To be done:
Would you repeat the listing exactly but omit every picture?

## start Recorded information

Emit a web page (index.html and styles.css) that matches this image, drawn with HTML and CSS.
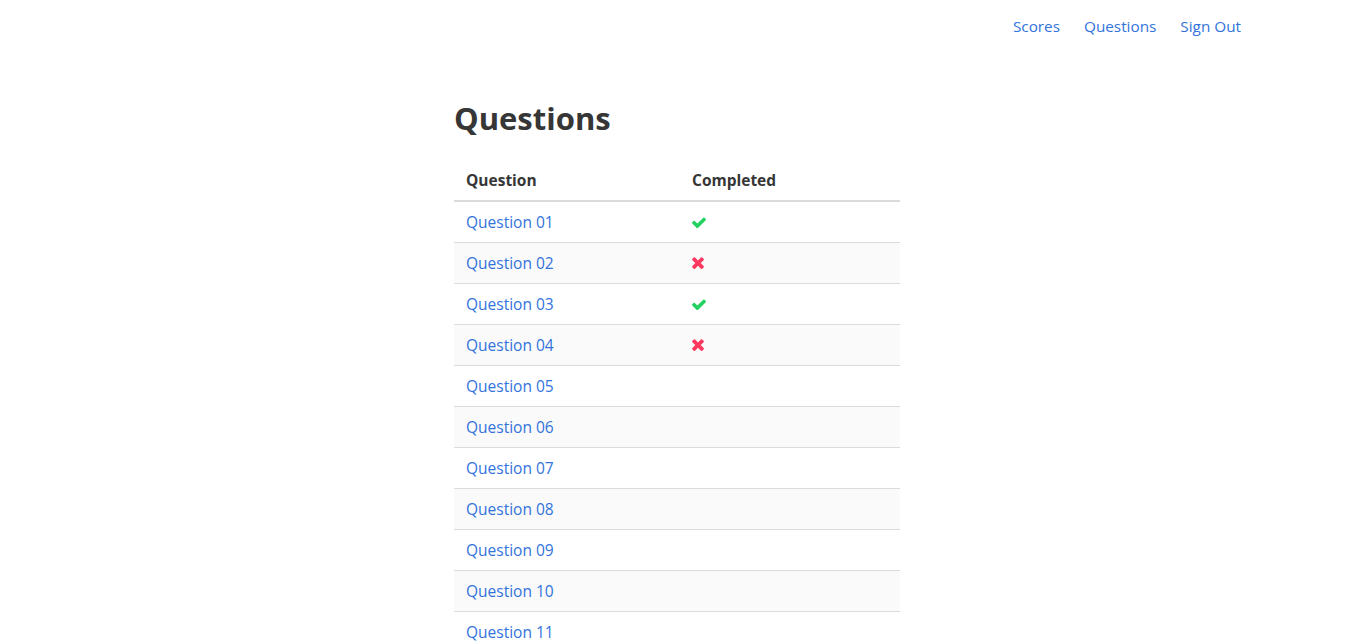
FILE: index.html
```html
<!DOCTYPE html>
<html lang="en">
<head>
<meta charset="utf-8">
<title>Questions</title>
<link rel="stylesheet" href="styles.css">
</head>
<body>
<header class="topbar">
  <nav class="nav">
    <a href="#" class="nav-link">Scores</a>
    <a href="#" class="nav-link">Questions</a>
    <a href="#" class="nav-link">Sign Out</a>
  </nav>
</header>
<main class="main">
  <h1 class="title">Questions</h1>
  <table class="qtable">
    <thead>
      <tr><th class="col-q">Question</th><th>Completed</th></tr>
    </thead>
    <tbody>
      <tr><td><a href="#">Question 01</a></td><td><svg class="ic ok" viewBox="121 336 1550 1120" width="14" height="11"><path d="M1671 566q0 40-28 68l-724 724-136 136q-28 28-68 28t-68-28l-136-136-362-362q-28-28-28-68t28-68l136-136q28-28 68-28t68 28l294 295 656-657q28-28 68-28t68 28l136 136q28 28 28 68z"/></svg></td></tr>
      <tr><td><a href="#">Question 02</a></td><td><svg class="ic bad" viewBox="302 342 1188 1212" width="12" height="12"><path d="M1490 1322q0 40-28 68l-136 136q-28 28-68 28t-68-28l-294-294-294 294q-28 28-68 28t-68-28l-136-136q-28-28-28-68t28-68l294-294-294-294q-28-28-28-68t28-68l136-136q28-28 68-28t68 28l294 294 294-294q28-28 68-28t68 28l136 136q28 28 28 68t-28 68l-294 294 294 294q28 28 28 68z"/></svg></td></tr>
      <tr><td><a href="#">Question 03</a></td><td><svg class="ic ok" viewBox="121 336 1550 1120" width="14" height="11"><path d="M1671 566q0 40-28 68l-724 724-136 136q-28 28-68 28t-68-28l-136-136-362-362q-28-28-28-68t28-68l136-136q28-28 68-28t68 28l294 295 656-657q28-28 68-28t68 28l136 136q28 28 28 68z"/></svg></td></tr>
      <tr><td><a href="#">Question 04</a></td><td><svg class="ic bad" viewBox="302 342 1188 1212" width="12" height="12"><path d="M1490 1322q0 40-28 68l-136 136q-28 28-68 28t-68-28l-294-294-294 294q-28 28-68 28t-68-28l-136-136q-28-28-28-68t28-68l294-294-294-294q-28-28-28-68t28-68l136-136q28-28 68-28t68 28l294 294 294-294q28-28 68-28t68 28l136 136q28 28 28 68t-28 68l-294 294 294 294q28 28 28 68z"/></svg></td></tr>
      <tr><td><a href="#">Question 05</a></td><td></td></tr>
      <tr><td><a href="#">Question 06</a></td><td></td></tr>
      <tr><td><a href="#">Question 07</a></td><td></td></tr>
      <tr><td><a href="#">Question 08</a></td><td></td></tr>
      <tr><td><a href="#">Question 09</a></td><td></td></tr>
      <tr><td><a href="#">Question 10</a></td><td></td></tr>
      <tr><td><a href="#">Question 11</a></td><td></td></tr>
      <tr><td><a href="#">Question 12</a></td><td></td></tr>
    </tbody>
  </table>
</main>
</body>
</html>
```

FILE: styles.css
```css
html, body {
  margin: 0;
  padding: 0;
  background: #fff;
}
body {
  font-family: "Open Sans", "Noto Sans", sans-serif;
  font-size: 15.5px;
  color: #4a4a4a;
}
a {
  color: #3273dc;
  text-decoration: none;
}
.topbar {
  height: 52px;
  display: flex;
  justify-content: flex-end;
  align-items: center;
  padding-right: 113px;
}
.nav {
  display: flex;
  gap: 24px;
}
.nav-link {
  font-size: 15.3px;
  line-height: 20px;
}
.main {
  width: 446px;
  margin: 0 auto;
}
.title {
  font-size: 31px;
  font-weight: 700;
  line-height: 40px;
  margin: 46px 0 22px;
  color: #363636;
}
.qtable {
  width: 100%;
  border-collapse: collapse;
}
.qtable th,
.qtable td {
  text-align: left;
  padding: 8px 12px;
  line-height: 24px;
  vertical-align: middle;
}
.qtable th {
  font-weight: 700;
  color: #363636;
  border-bottom: 2px solid #dbdbdb;
}
.col-q {
  width: 202px;
}
.qtable td {
  border-top: 1px solid #dbdbdb;
}
.qtable tbody tr:first-child td {
  border-top: 0;
}
.qtable tbody tr:nth-child(even) {
  background: #fafafa;
}
.ic {
  display: block;
}
.ok { fill: #23d160; }
.bad { fill: #ff3860; }
```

## end Recorded information

Completed task:
Emit a web page (index.html and styles.css) that matches this image, drawn with HTML and CSS.
FILE: index.html
```html
<!DOCTYPE html>
<html lang="en">
<head>
<meta charset="utf-8">
<title>Questions</title>
<link rel="stylesheet" href="styles.css">
</head>
<body>
<header class="topbar">
  <nav class="nav">
    <a href="#" class="nav-link">Scores</a>
    <a href="#" class="nav-link">Questions</a>
    <a href="#" class="nav-link">Sign Out</a>
  </nav>
</header>
<main class="main">
  <h1 class="title">Questions</h1>
  <table class="qtable">
    <thead>
      <tr><th class="col-q">Question</th><th>Completed</th></tr>
    </thead>
    <tbody>
      <tr><td><a href="#">Question 01</a></td><td><svg class="ic ok" viewBox="121 336 1550 1120" width="14" height="11"><path d="M1671 566q0 40-28 68l-724 724-136 136q-28 28-68 28t-68-28l-136-136-362-362q-28-28-28-68t28-68l136-136q28-28 68-28t68 28l294 295 656-657q28-28 68-28t68 28l136 136q28 28 28 68z"/></svg></td></tr>
      <tr><td><a href="#">Question 02</a></td><td><svg class="ic bad" viewBox="302 342 1188 1212" width="12" height="12"><path d="M1490 1322q0 40-28 68l-136 136q-28 28-68 28t-68-28l-294-294-294 294q-28 28-68 28t-68-28l-136-136q-28-28-28-68t28-68l294-294-294-294q-28-28-28-68t28-68l136-136q28-28 68-28t68 28l294 294 294-294q28-28 68-28t68 28l136 136q28 28 28 68t-28 68l-294 294 294 294q28 28 28 68z"/></svg></td></tr>
      <tr><td><a href="#">Question 03</a></td><td><svg class="ic ok" viewBox="121 336 1550 1120" width="14" height="11"><path d="M1671 566q0 40-28 68l-724 724-136 136q-28 28-68 28t-68-28l-136-136-362-362q-28-28-28-68t28-68l136-136q28-28 68-28t68 28l294 295 656-657q28-28 68-28t68 28l136 136q28 28 28 68z"/></svg></td></tr>
      <tr><td><a href="#">Question 04</a></td><td><svg class="ic bad" viewBox="302 342 1188 1212" width="12" height="12"><path d="M1490 1322q0 40-28 68l-136 136q-28 28-68 28t-68-28l-294-294-294 294q-28 28-68 28t-68-28l-136-136q-28-28-28-68t28-68l294-294-294-294q-28-28-28-68t28-68l136-136q28-28 68-28t68 28l294 294 294-294q28-28 68-28t68 28l136 136q28 28 28 68t-28 68l-294 294 294 294q28 28 28 68z"/></svg></td></tr>
      <tr><td><a href="#">Question 05</a></td><td></td></tr>
      <tr><td><a href="#">Question 06</a></td><td></td></tr>
      <tr><td><a href="#">Question 07</a></td><td></td></tr>
      <tr><td><a href="#">Question 08</a></td><td></td></tr>
      <tr><td><a href="#">Question 09</a></td><td></td></tr>
      <tr><td><a href="#">Question 10</a></td><td></td></tr>
      <tr><td><a href="#">Question 11</a></td><td></td></tr>
      <tr><td><a href="#">Question 12</a></td><td></td></tr>
    </tbody>
  </table>
</main>
</body>
</html>
```

FILE: styles.css
```css
html, body {
  margin: 0;
  padding: 0;
  background: #fff;
}
body {
  font-family: "Open Sans", "Noto Sans", sans-serif;
  font-size: 15.5px;
  color: #4a4a4a;
}
a {
  color: #3273dc;
  text-decoration: none;
}
.topbar {
  height: 52px;
  display: flex;
  justify-content: flex-end;
  align-items: center;
  padding-right: 113px;
}
.nav {
  display: flex;
  gap: 24px;
}
.nav-link {
  font-size: 15.3px;
  line-height: 20px;
}
.main {
  width: 446px;
  margin: 0 auto;
}
.title {
  font-size: 31px;
  font-weight: 700;
  line-height: 40px;
  margin: 46px 0 22px;
  color: #363636;
}
.qtable {
  width: 100%;
  border-collapse: collapse;
}
.qtable th,
.qtable td {
  text-align: left;
  padding: 8px 12px;
  line-height: 24px;
  vertical-align: middle;
}
.qtable th {
  font-weight: 700;
  color: #363636;
  border-bottom: 2px solid #dbdbdb;
}
.col-q {
  width: 202px;
}
.qtable td {
  border-top: 1px solid #dbdbdb;
}
.qtable tbody tr:first-child td {
  border-top: 0;
}
.qtable tbody tr:nth-child(even) {
  background: #fafafa;
}
.ic {
  display: block;
}
.ok { fill: #23d160; }
.bad { fill: #ff3860; }
```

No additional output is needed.